Global business confidence – a local perspective from Hong Kong & China

The latest FT/Economist Global Business Barometer indicated a fall in confidence among businesses around the world. More than a third of respondents expect conditions to worsen. This survey data was captured before the US rating downgrade by S&P and the latest default worries in the Eurozone – and we can only guess what that confidence level would be like today. These surveys are at best an interesting insight into macro trend, rather than the more important matters of what is actually happening on the ground. Different countries have different challenges – and different insights.

I have just returned from a trip to China visiting RSM International’s offices in the region, and so I took the opportunity to ask the RSM team there and in Hong Kong about how they view the global economy and how they expect it to impact their markets. It is crucial in our business to understand these diverse pressures and ensure they are planned for.

Our teams in China and Hong Kong provided me with a range of opinions that on balance saw positivity for the future. However, they do have medium-term concerns about the impact of a US and European slowdown.  I wanted to share these insights and have summarised some of the key themes below:

On sustainability of China’s growth

China is an economic powerhouse fuelled on exports and companies involved in the export business to US and Europe will be affected by a slow down. An interesting insight from our RSM team in China is that this would be offset to a degree as China expands its internal consumption market, which will continue to fuel the economy.

On currency inflation & the property market

Currency inflation is another concern.

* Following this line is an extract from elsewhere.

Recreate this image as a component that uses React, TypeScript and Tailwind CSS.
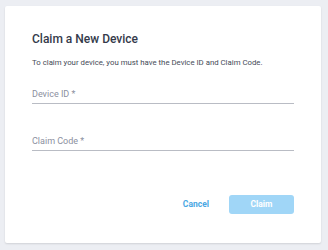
export default function App() {
  return (
    <div className="h-[250px] w-[328px] bg-[#eceef3] pt-[6px] pl-[5px] font-['Roboto',sans-serif]">
      <div className="flex h-[237px] w-[316px] flex-col rounded-[2px] bg-white pl-[27px] pr-[27px] shadow-[0_1px_2px_rgba(0,0,0,0.12)]">
        <h2 className="mt-[25px] text-[12px] font-medium leading-[16px] text-[#343a4a]">Claim a New Device</h2>
        <p className="mt-[10px] text-[7.8px] leading-[12px] text-[#454a57]">
          To claim your device, you must have the Device ID and Claim Code.
        </p>

        <div className="mt-[19px] border-b-[1.5px] border-[#b9bcc4] pb-[3px]">
          <span className="block text-[9px] leading-[12px] text-[#8b90a0]">Device ID *</span>
        </div>
        <div className="mt-[31px] border-b-[1.5px] border-[#b9bcc4] pb-[3px]">
          <span className="block text-[9px] leading-[12px] text-[#8b90a0]">Claim Code *</span>
        </div>

        <div className="mt-[44px] flex items-center justify-end gap-[20px]">
          <button className="h-[19px] text-[8.5px] font-bold text-[#4aa7e3]">Cancel</button>
          <button className="h-[19px] w-[65px] rounded-[3px] bg-[#a0d6f7] text-[8.5px] font-bold text-white">Claim</button>
        </div>
      </div>
    </div>
  );
}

Hong Kong dollars are pegged to US dollars thus the continuous devaluation of USD will lead to higher inflation in Hong Kong. This is likely to have an effect on the Hong Kong property market which is supported by the low interest rate regime. Last week, on a day when the stock market dipped 10% there was an unusually poor response to a public land auction. The property market in Hong Kong is a strong indicator for the optimism and confidence of Hong Kong consumers, businessmen and investors. Our team hope that the recent US announcement to maintain low interest rates over the next two years will help stabilise the property market, and provide that foundation of confidence on which the rest of the economy can base itself.

General business outlook

The slow recovery of major western economies will definitely slow down the export sector and transport sector in Hong Kong for the next twelve to eighteen months. The business outlook will slow down compared to the last eighteen months. Business will continue to grow but at a slower rate – and may be buffeted by economic changes impacting on political risk. There is always a concern of social unrest during times of economic uncertainty (UK being a recent case in point!) and changes in political leadership can also add to uncertainties to the global economy and business conditions.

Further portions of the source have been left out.